* begin Provided data *

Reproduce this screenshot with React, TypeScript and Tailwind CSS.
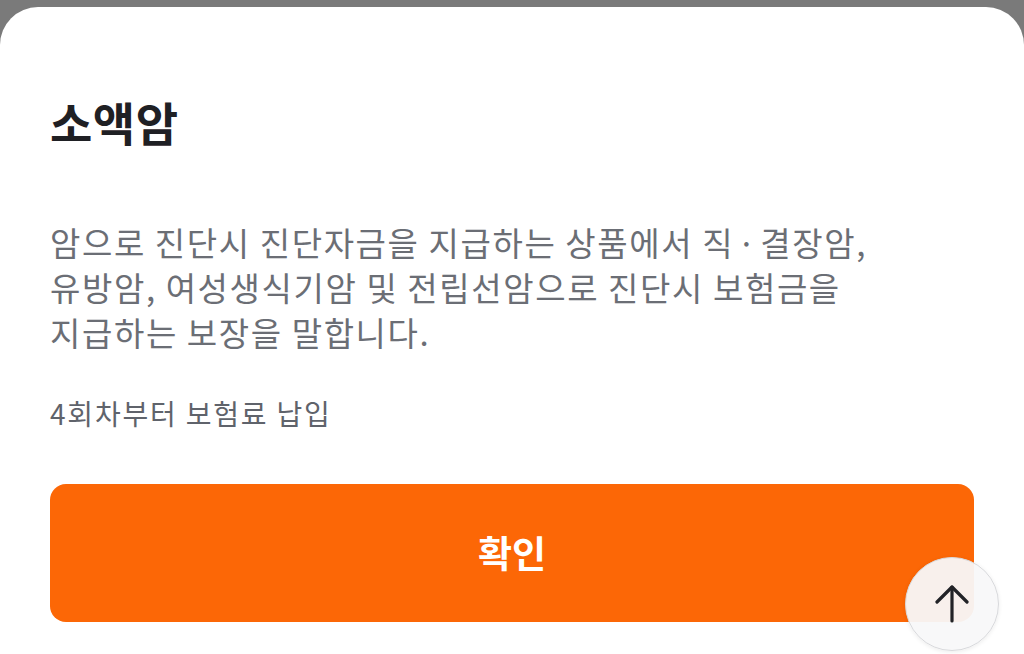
export default function App() {
  return (
    <div
      className="relative h-[654px] w-[1024px] overflow-hidden bg-[#7a7a7a] pt-[7px]"
      style={{ fontFamily: '"Noto Sans CJK KR", "Noto Sans", sans-serif' }}
    >
      <div className="h-full rounded-t-[38px] bg-white px-[50px] pt-[86px]">
        <h1 className="text-[46px] font-bold leading-[56px] tracking-[0.5px] text-[#1f2024]">소액암</h1>

        <p className="mt-[71px] text-[33px] leading-[45px] tracking-[1.6px] text-[#6b6e75]">
          암으로 진단시 진단자금을 지급하는 상품에서 직<span className="mx-[3px]">·</span>결장암,
          <br />
          유방암, 여성생식기암 및 전립선암으로 진단시 보험금을
          <br />
          지급하는 보장을 말합니다.
        </p>

        <p className="mt-[40px] text-[28px] leading-[36px] tracking-[1.8px] text-[#5f636b]">4회차부터 보험료 납입</p>

        <button className="mt-[53px] flex h-[138px] w-full items-center justify-center rounded-[16px] bg-[#fc6706] text-[37px] font-semibold text-white">
          확인
        </button>
      </div>

      {/* scroll-to-top */}
      <div className="absolute left-[905px] top-[557px] flex h-[94px] w-[94px] items-center justify-center rounded-full border border-[#d8d9dc] bg-[#f8f8f9]/95 shadow-[0_1px_4px_rgba(0,0,0,0.08)]">
        <svg width="36" height="38" viewBox="0 0 36 38" fill="none" stroke="#222327" strokeWidth="3.2" strokeLinecap="round" strokeLinejoin="round">
          <path d="M18 2v34" />
          <path d="M3 17 18 2l15 15" />
        </svg>
      </div>
    </div>
  );
}
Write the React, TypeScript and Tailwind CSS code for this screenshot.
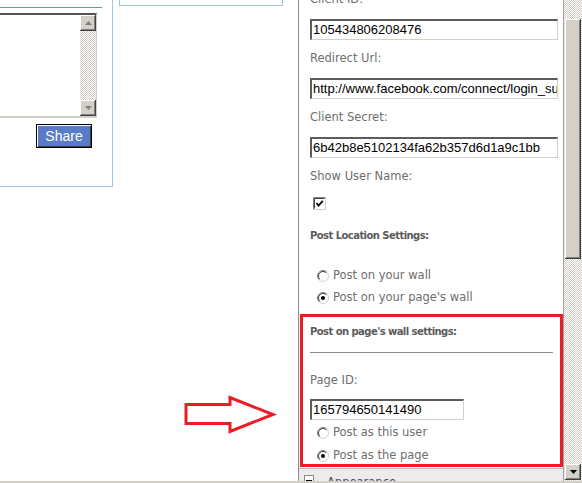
import React from 'react';

const labelCls = "text-[11.5px] leading-[15px] text-[#6e6e6e] font-['DejaVu_Sans',Verdana,sans-serif]";
const headCls = "text-[10px] leading-[15px] font-bold tracking-[-0.55px] text-[#5a5a5a] font-['DejaVu_Sans',Verdana,sans-serif]";
const ruleCls = "h-px w-[243px] bg-[#8c8c8c]";
const bevel = "bg-[#d4d0c8] shadow-[inset_-1px_-1px_0_#404040,inset_1px_1px_0_#ffffff,inset_-2px_-2px_0_#808080]";
const checker = "bg-[repeating-conic-gradient(#d4d0c8_0_25%,#ffffff_0_50%)] bg-[length:2px_2px]";

const Radio: React.FC<{ checked?: boolean }> = ({ checked = false }) => (
  <svg width="12" height="12" viewBox="0 0 12 12" className="shrink-0">
    <circle cx="6" cy="6" r="5.5" fill="#ffffff" />
    <path d="M2.1 9.9 A5.5 5.5 0 0 1 9.9 2.1" stroke="#808080" fill="none" />
    <path d="M9.9 2.1 A5.5 5.5 0 0 1 2.1 9.9" stroke="#d4d0c8" fill="none" />
    <path d="M2.8 9.2 A4.5 4.5 0 0 1 9.2 2.8" stroke="#404040" fill="none" />
    {checked && <circle cx="6" cy="6" r="2" fill="#000000" />}
  </svg>
);

const RadioRow: React.FC<{ text: string; checked?: boolean; className?: string }> = ({
  text,
  checked,
  className = ''
}) => (
  <div className={`flex items-center h-[15px] pl-[7px] gap-[4px] ${className}`}>
    <Radio checked={checked} />
    <span className={labelCls}>{text}</span>
  </div>
);

const TextBox: React.FC<{ value: string; width: string }> = ({ value, width }) => (
  <div
    className={`${width} h-[21px] border-t-2 border-l-2 border-r border-b border-t-[#5c5c5c] border-l-[#5c5c5c] border-r-[#d4d0c8] border-b-[#d4d0c8] overflow-hidden whitespace-nowrap pl-[1px] text-[13px] leading-[18px] text-black font-['Liberation_Sans',Arial,sans-serif]`}
  >
    {value}
  </div>
);

const Field: React.FC<{ label: string; value: string; first?: boolean }> = ({ label, value, first }) => (
  <>
    <div className={`${labelCls} ${first ? 'mt-[-8px]' : 'mt-[11px]'}`}>{label}</div>
    <div className="mt-[12px]">
      <TextBox value={value} width="w-[248px]" />
    </div>
  </>
);

const Arrow: React.FC = () => (
  <svg width="94" height="40" viewBox="0 0 94 40" className="block">
    <polygon
      points="2,9.5 46,9.5 46,2.5 89,19.5 46,36.5 46,28.5 2,28.5"
      fill="#ffffff"
      stroke="#ed1c24"
      strokeWidth="3"
      strokeLinejoin="miter"
    />
  </svg>
);

export default function App() {
  return (
    <div className="w-[582px] h-[483px] overflow-hidden bg-white flex flex-col">
      <div className="flex h-[481px]">
        {/* left side */}
        <div className="w-[298px] flex flex-col">
          <div className="flex items-start">
            <div className="w-[113px] h-[187px] border-r border-b border-[#9ec6e4] pt-[7px]">
              <div className="h-px w-[102px] bg-[#5b9bd5]" />
              <div className="mt-[5px] w-[97px] h-[105px] flex border-t-2 border-t-[#555555] border-r border-b-2 border-r-[#d4d0c8] border-b-[#d4d0c8]">
                <div className="flex-1 bg-white" />
                <div className={`w-[16px] flex flex-col ${checker}`}>
                  <div className={`h-[16px] flex items-center justify-center ${bevel}`}>
                    <svg width="7" height="4" viewBox="0 0 7 4"><polygon points="3.5,0 7,4 0,4" fill="#808080" /></svg>
                  </div>
                  <div className="flex-1" />
                  <div className={`h-[16px] flex items-center justify-center ${bevel}`}>
                    <svg width="7" height="4" viewBox="0 0 7 4"><polygon points="0,0 7,0 3.5,4" fill="#808080" /></svg>
                  </div>
                </div>
              </div>
              <div className="mt-[6px] ml-[36px] w-[56px] h-[24px] border border-black bg-[#5a7bc7] shadow-[inset_1px_1px_0_#ffffff,inset_-1px_-1px_0_#404040] flex items-center justify-center text-white text-[14px] font-['Liberation_Sans',Arial,sans-serif]">
                Share
              </div>
            </div>
            <div className="ml-[6px] w-[164px] h-[6px] border-x border-b border-[#9ec6e4]" />
          </div>
          <div className="mt-[208px] ml-[184px]">
            <Arrow />
          </div>
        </div>

        {/* settings panel */}
        <div className="w-[265px] border-l border-[#8a8a8a] flex flex-col overflow-hidden pl-[11px]">
          <Field first label="Client ID:" value="105434806208476" />
          <Field label="Redirect Url:" value="http://www.facebook.com/connect/login_success.html" />
          <Field label="Client Secret:" value="6b42b8e5102134fa62b357d6d1a9c1bb" />
          <div className={`${labelCls} mt-[11px]`}>Show User Name:</div>
          <svg width="13" height="13" viewBox="0 0 13 13" className="mt-[13px] ml-[3px] shrink-0">
            <rect x="0" y="0" width="13" height="13" fill="#ffffff" />
            <path d="M0.5 12.5 V0.5 H12.5" stroke="#808080" fill="none" />
            <path d="M1.5 11.5 V1.5 H11.5" stroke="#404040" fill="none" />
            <path d="M0.5 12.5 H12.5 V0.5" stroke="#d4d0c8" fill="none" />
            <path d="M3.5 6 L5.5 8.5 L9.8 3.8" stroke="#000000" strokeWidth="1.8" fill="none" />
          </svg>
          <div className={`${headCls} mt-[18px]`}>Post Location Settings:</div>
          <div className={`${ruleCls} mt-[12px]`} />
          <RadioRow className="mt-[13px]" text="Post on your wall" />
          <RadioRow className="mt-[7px]" text="Post on your page's wall" checked />

          <div className="mt-[9px] -ml-[10px] w-[263px] border-[3px] border-[#ed1c24] pl-[7px] pt-[7px] pb-[1px] shrink-0">
            <div className={headCls}>Post on page's wall settings:</div>
            <div className={`${ruleCls} mt-[13px]`} />
            <div className={`${labelCls} mt-[20px]`}>Page ID:</div>
            <div className="mt-[11px]">
              <TextBox value="165794650141490" width="w-[154px]" />
            </div>
            <RadioRow className="mt-[5px]" text="Post as this user" />
            <RadioRow className="mt-[8px]" text="Post as the page" checked />
          </div>

          <div className="mt-[1px] -ml-[11px] flex-1 border-t border-[#bdbdbd] bg-[#ececec] pl-[5px] pt-[6px] flex items-start gap-[13px] shrink-0">
            <div className="w-[10px] h-[10px] border border-[#8a8a8a] bg-white flex items-center justify-center shrink-0">
              <div className="w-[6px] h-px bg-black" />
            </div>
            <span className="text-[11.5px] leading-[15px] text-[#4b4b68] font-['DejaVu_Sans',Verdana,sans-serif]">Appearance</span>
          </div>
        </div>

        {/* scrollbar */}
        <div className={`w-[19px] border-l border-[#a0a0a0] flex flex-col ${checker}`}>
          <div className={`mt-[19px] ml-[1px] w-[16px] h-[240px] ${bevel}`} />
          <div className="flex-1" />
          <div className={`mb-[1px] ml-[1px] w-[16px] h-[16px] flex items-center justify-center ${bevel}`}>
            <svg width="7" height="4" viewBox="0 0 7 4"><polygon points="0,0 7,0 3.5,4" fill="#000000" /></svg>
          </div>
        </div>
      </div>
      <div className="h-[2px] bg-[#d4d0c8]" />
    </div>
  );
}
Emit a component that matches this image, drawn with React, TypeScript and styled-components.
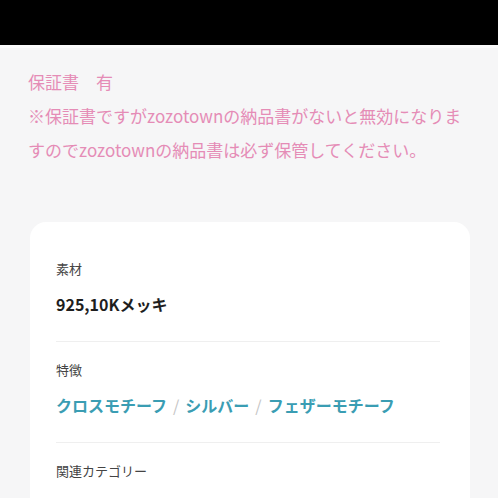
import React from 'react';
import styled, { createGlobalStyle } from 'styled-components';

const GlobalStyle = createGlobalStyle`
	html, body {
		margin: 0;
		padding: 0;
		background: #f6f6f7;
		font-family: "Noto Sans CJK JP", "Noto Sans", sans-serif;
	}
`;

const Page = styled.div`
	width: 498px;
	height: 498px;
	overflow: hidden;
	background: #f6f6f7;
	display: flex;
	flex-direction: column;
`;

const TopBar = styled.div`
	height: 45px;
	background: #000;
	border-bottom: 3px solid #fbfbfc;
	flex-shrink: 0;
`;

const Notice = styled.div`
	padding: 17px 28px 0 28px;
	color: #e58cb6;
	font-size: 17px;
	line-height: 34px;
	letter-spacing: 0;
`;

const NoticeLine = styled.p`
	margin: 0;
	width: 444px;
`;

const Card = styled.div`
	margin: 55px 28px 0 30px;
	background: #fff;
	border-radius: 16px;
	padding: 19px 30px 0 26px;
`;

const Section = styled.div<{ $last?: boolean }>`
	padding: 18px 0 25px;
	border-bottom: ${(p) => (p.$last ? 'none' : '1px solid #efefef')};
`;

const Label = styled.div`
	font-size: 13px;
	line-height: 20px;
	color: #444;
`;

const Value = styled.div`
	margin-top: 13px;
	font-size: 16px;
	line-height: 24px;
	font-weight: 700;
	color: #1e1e1e;
`;

const Tags = styled.div`
	margin-top: 13px;
	display: flex;
	align-items: center;
	font-size: 16px;
	line-height: 24px;
	font-weight: 700;
`;

const Tag = styled.span`
	color: #3a9db3;
`;

const Slash = styled.span`
	color: #c4c4c4;
	font-weight: 400;
	margin: 0 6px;
`;

const TagList = ({ items }: { items: string[] }) => (
	<Tags>
		{items.map((item, i) => (
			<React.Fragment key={item}>
				{i > 0 && <Slash>/</Slash>}
				<Tag>{item}</Tag>
			</React.Fragment>
		))}
	</Tags>
);

export default function App() {
	return (
		<Page>
			<GlobalStyle />
			<TopBar />
			<Notice>
				<NoticeLine>保証書　有</NoticeLine>
				<NoticeLine>※保証書ですがzozotownの納品書がないと無効になりますのでzozotownの納品書は必ず保管してください。</NoticeLine>
			</Notice>
			<Card>
				<Section>
					<Label>素材</Label>
					<Value>925,10Kメッキ</Value>
				</Section>
				<Section>
					<Label>特徴</Label>
					<TagList items={['クロスモチーフ', 'シルバー', 'フェザーモチーフ']} />
				</Section>
				<Section $last>
					<Label>関連カテゴリー</Label>
					<TagList items={['ネックレス・ペンダント', 'シルバー']} />
				</Section>
			</Card>
		</Page>
	);
}
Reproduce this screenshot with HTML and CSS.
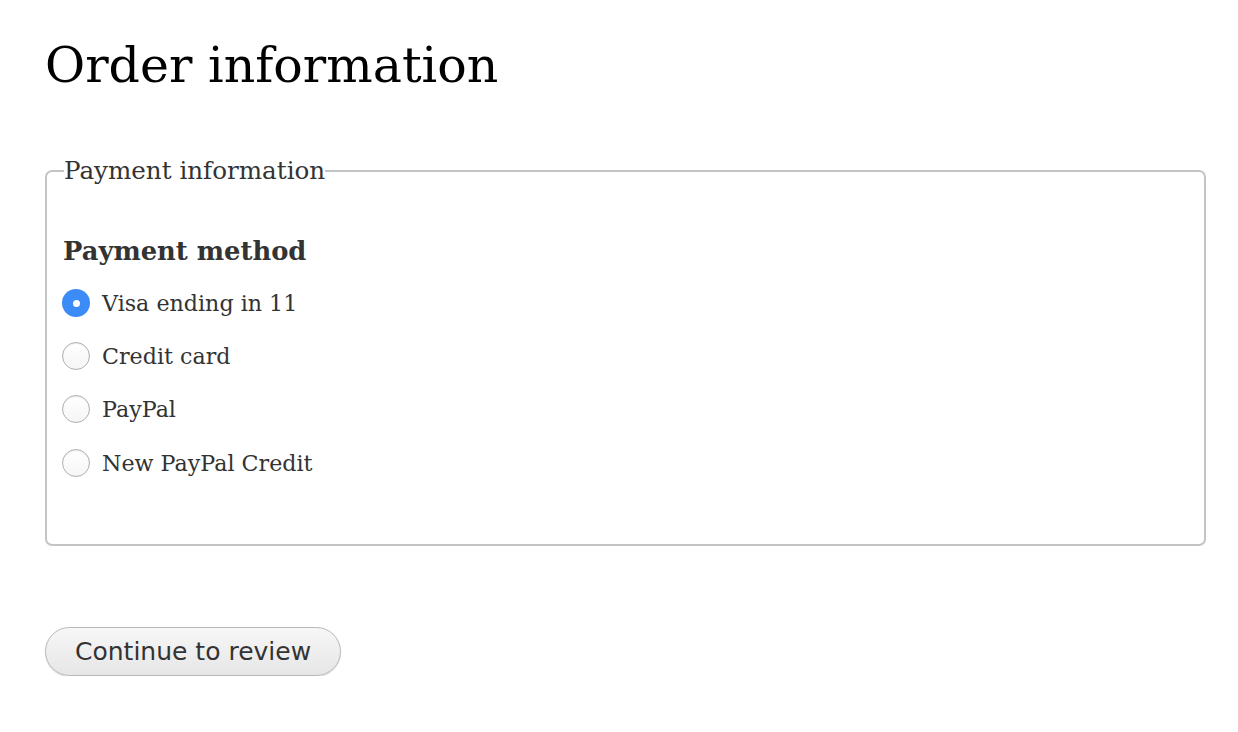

* end Provided data *

Exercise task:
Which lines in the records above contain the string "Reproduce"? Copy each one.

Expected answer:
Reproduce this screenshot with React, TypeScript and Tailwind CSS.
Reproduce this screenshot with HTML and CSS.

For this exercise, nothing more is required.